The gray wire is really important. It should go from 0 to +5 volts when you turn the PSU on with the case switch. CPU needs this signal to boot.

You can turn on the PSU by completely disconnecting the PSU and using a paperclip or jumper wire to short the green wire to one of the neighboring black wires.
http://www.youtube.com/watch?v=5FWXgQSokF4&feature=youtube_gdata

A way that might be easier is to use the main power plug. Working from the back of the plug where the wires come out, use a bare paperclip to short between the green wire and one of the neighboring black wires. That will do the same thing with an installed PSU. It is also an easy way to bypass a questionable case power switch.

This checks the PSU under no load conditions, so it is not completely reliable. But if it can not pass this, it is dead. Then repeat the checks with the PSU plugged into the computer to put a load on the PSU.

If the system beeps:
If it looks like the PSU is good, install a memory stick. Boot. Beep pattern should change to one long and several short beeps indicating a missing graphics card.

Silence, long single beeps, or series of short beeps indicate a problem with the memory. If you get short beeps verify that the memory is in the appropriate motherboard slots.

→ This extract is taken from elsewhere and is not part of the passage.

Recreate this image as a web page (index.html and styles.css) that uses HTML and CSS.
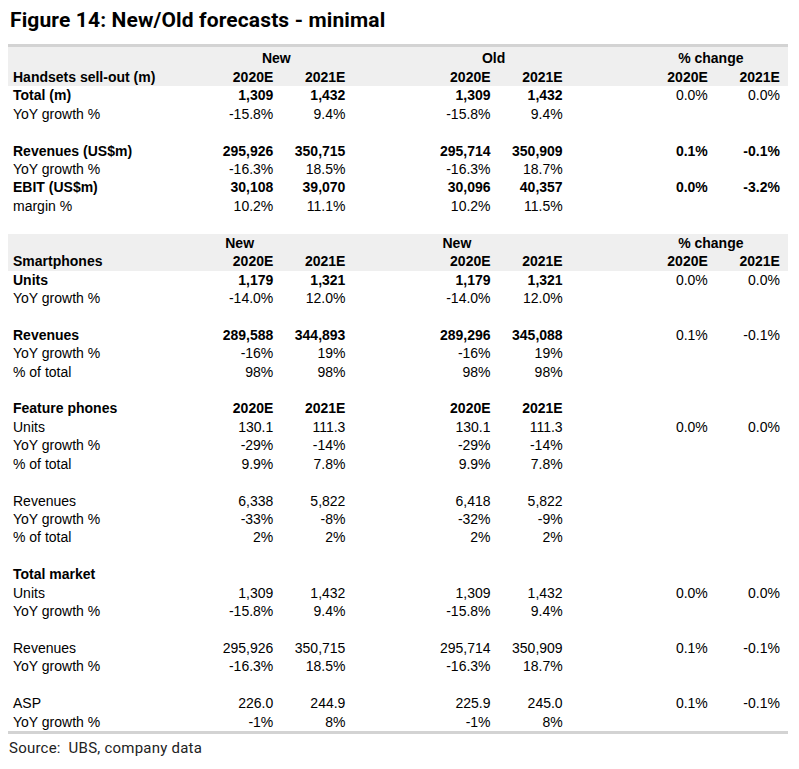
FILE: index.html
```html
<!DOCTYPE html>
<html>
<head>
<meta charset="utf-8">
<link rel="stylesheet" href="styles.css">
</head>
<body>
<div class="figure">
  <h1 class="title">Figure 14: New/Old forecasts - minimal</h1>
  <table class="data">
    <colgroup>
      <col class="c-label"><col class="c-num"><col class="c-num"><col class="c-gap"><col class="c-num"><col class="c-num"><col class="c-gap"><col class="c-num"><col class="c-num"><col class="c-end">
    </colgroup>
    <tbody>
      <tr class="hdr first"><td></td><td colspan="2" class="grp">New</td><td></td><td colspan="2" class="grp">Old</td><td></td><td colspan="2" class="grp">% change</td><td></td></tr>
      <tr class="hdr b"><td>Handsets sell-out (m)</td><td>2020E</td><td>2021E</td><td></td><td>2020E</td><td>2021E</td><td></td><td>2020E</td><td>2021E</td><td></td></tr>
      <tr class="b"><td>Total (m)</td><td>1,309</td><td>1,432</td><td></td><td>1,309</td><td>1,432</td><td></td><td class="n">0.0%</td><td class="n">0.0%</td><td></td></tr>
      <tr><td>YoY growth %</td><td>-15.8%</td><td>9.4%</td><td></td><td>-15.8%</td><td>9.4%</td><td></td><td></td><td></td><td></td></tr>
      <tr class="blank"><td colspan="10"></td></tr>
      <tr class="b"><td>Revenues (US$m)</td><td>295,926</td><td>350,715</td><td></td><td>295,714</td><td>350,909</td><td></td><td>0.1%</td><td>-0.1%</td><td></td></tr>
      <tr><td>YoY growth %</td><td>-16.3%</td><td>18.5%</td><td></td><td>-16.3%</td><td>18.7%</td><td></td><td></td><td></td><td></td></tr>
      <tr class="b"><td>EBIT (US$m)</td><td>30,108</td><td>39,070</td><td></td><td>30,096</td><td>40,357</td><td></td><td>0.0%</td><td>-3.2%</td><td></td></tr>
      <tr><td>margin %</td><td>10.2%</td><td>11.1%</td><td></td><td>10.2%</td><td>11.5%</td><td></td><td></td><td></td><td></td></tr>
      <tr class="blank"><td colspan="10"></td></tr>
      <tr class="hdr"><td></td><td class="lft">New</td><td></td><td></td><td class="lft">New</td><td></td><td></td><td colspan="2" class="grp">% change</td><td></td></tr>
      <tr class="hdr b"><td>Smartphones</td><td>2020E</td><td>2021E</td><td></td><td>2020E</td><td>2021E</td><td></td><td>2020E</td><td>2021E</td><td></td></tr>
      <tr class="b"><td>Units</td><td>1,179</td><td>1,321</td><td></td><td>1,179</td><td>1,321</td><td></td><td class="n">0.0%</td><td class="n">0.0%</td><td></td></tr>
      <tr><td>YoY growth %</td><td>-14.0%</td><td>12.0%</td><td></td><td>-14.0%</td><td>12.0%</td><td></td><td></td><td></td><td></td></tr>
      <tr class="blank"><td colspan="10"></td></tr>
      <tr class="b"><td>Revenues</td><td>289,588</td><td>344,893</td><td></td><td>289,296</td><td>345,088</td><td></td><td class="n">0.1%</td><td class="n">-0.1%</td><td></td></tr>
      <tr><td>YoY growth %</td><td>-16%</td><td>19%</td><td></td><td>-16%</td><td>19%</td><td></td><td></td><td></td><td></td></tr>
      <tr><td>% of total</td><td>98%</td><td>98%</td><td></td><td>98%</td><td>98%</td><td></td><td></td><td></td><td></td></tr>
      <tr class="blank"><td colspan="10"></td></tr>
      <tr class="b"><td>Feature phones</td><td>2020E</td><td>2021E</td><td></td><td>2020E</td><td>2021E</td><td></td><td></td><td></td><td></td></tr>
      <tr><td>Units</td><td>130.1</td><td>111.3</td><td></td><td>130.1</td><td>111.3</td><td></td><td>0.0%</td><td>0.0%</td><td></td></tr>
      <tr><td>YoY growth %</td><td>-29%</td><td>-14%</td><td></td><td>-29%</td><td>-14%</td><td></td><td></td><td></td><td></td></tr>
      <tr><td>% of total</td><td>9.9%</td><td>7.8%</td><td></td><td>9.9%</td><td>7.8%</td><td></td><td></td><td></td><td></td></tr>
      <tr class="blank"><td colspan="10"></td></tr>
      <tr><td>Revenues</td><td>6,338</td><td>5,822</td><td></td><td>6,418</td><td>5,822</td><td></td><td></td><td></td><td></td></tr>
      <tr><td>YoY growth %</td><td>-33%</td><td>-8%</td><td></td><td>-32%</td><td>-9%</td><td></td><td></td><td></td><td></td></tr>
      <tr><td>% of total</td><td>2%</td><td>2%</td><td></td><td>2%</td><td>2%</td><td></td><td></td><td></td><td></td></tr>
      <tr class="blank"><td colspan="10"></td></tr>
      <tr class="b"><td>Total market</td><td></td><td></td><td></td><td></td><td></td><td></td><td></td><td></td><td></td></tr>
      <tr><td>Units</td><td>1,309</td><td>1,432</td><td></td><td>1,309</td><td>1,432</td><td></td><td>0.0%</td><td>0.0%</td><td></td></tr>
      <tr><td>YoY growth %</td><td>-15.8%</td><td>9.4%</td><td></td><td>-15.8%</td><td>9.4%</td><td></td><td></td><td></td><td></td></tr>
      <tr class="blank"><td colspan="10"></td></tr>
      <tr><td>Revenues</td><td>295,926</td><td>350,715</td><td></td><td>295,714</td><td>350,909</td><td></td><td>0.1%</td><td>-0.1%</td><td></td></tr>
      <tr><td>YoY growth %</td><td>-16.3%</td><td>18.5%</td><td></td><td>-16.3%</td><td>18.7%</td><td></td><td></td><td></td><td></td></tr>
      <tr class="blank"><td colspan="10"></td></tr>
      <tr><td>ASP</td><td>226.0</td><td>244.9</td><td></td><td>225.9</td><td>245.0</td><td></td><td>0.1%</td><td>-0.1%</td><td></td></tr>
      <tr><td>YoY growth %</td><td>-1%</td><td>8%</td><td></td><td>-1%</td><td>8%</td><td></td><td></td><td></td><td></td></tr>
    </tbody>
  </table>
  <p class="source">Source:&nbsp; UBS, company data</p>
</div>
</body>
</html>
```
FILE: styles.css
```css
html, body {
  margin: 0;
  padding: 0;
  background: #ffffff;
}
body {
  padding: 8px;
  width: 780px;
  color: #000;
}
.figure {
  display: flex;
  flex-direction: column;
}
.title {
  margin: 0 0 0 2px;
  height: 34.5px;
  font-family: Roboto, "Liberation Sans", sans-serif;
  font-weight: 700;
  font-size: 21px;
  line-height: 22px;
  letter-spacing: 0.13px;
  padding-top: 1px;
  color: #000;
}
.data {
  border-collapse: collapse;
  table-layout: fixed;
  width: 780px;
  border-top: 3px solid #d3d3d3;
  border-bottom: 3px solid #d3d3d3;
  font-family: "Liberation Sans", Arial, sans-serif;
  font-size: 14px;
}
.c-label { width: 193px; }
.c-num { width: 72px; }
.c-gap { width: 73px; }
.c-end { width: 8px; }
.data td {
  height: 18.42px;
  line-height: 18.42px;
  padding: 0;
  text-align: right;
  white-space: nowrap;
  vertical-align: bottom;
}
.data td:first-child {
  text-align: left;
  padding-left: 5px;
}
.data tr.hdr td {
  background: #efefef;
  font-weight: 700;
}
.data tr.first td {
  height: 21.4px;
}
.data tr.b td {
  font-weight: 700;
}
.data td.n {
  font-weight: 400 !important;
}
.data td.grp {
  text-align: center;
  padding-left: 6px;
}
.data td.lft {
  text-align: left;
  padding-left: 24px;
}
.data tr.blank td {
  background: transparent;
}
.source {
  margin: 4px 0 0 1px;
  font-family: Roboto, "Liberation Sans", sans-serif;
  font-size: 15px;
  font-weight: 400;
  line-height: 20px;
  letter-spacing: 0.23px;
  color: #222;
}
```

Insert the video card and connect any necessary PCIe power connectors. Boot. At this point, the system should POST successfully (a single short beep). Notice that you do not need keyboard, mouse, monitor, or drives to successfully POST.
At this point, if the system doesn't work, it's either the video card or an inadequate PSU. Or rarely - the motherboard's PCIe interface.

Now start connecting the rest of the devices starting with the monitor, then keyboard and mouse, then the rest of the devices, testing after each step. It's possible that you can pass the POST with a defective video card. The POST routines can only check the video interface. It cannot check the internal parts of the video card.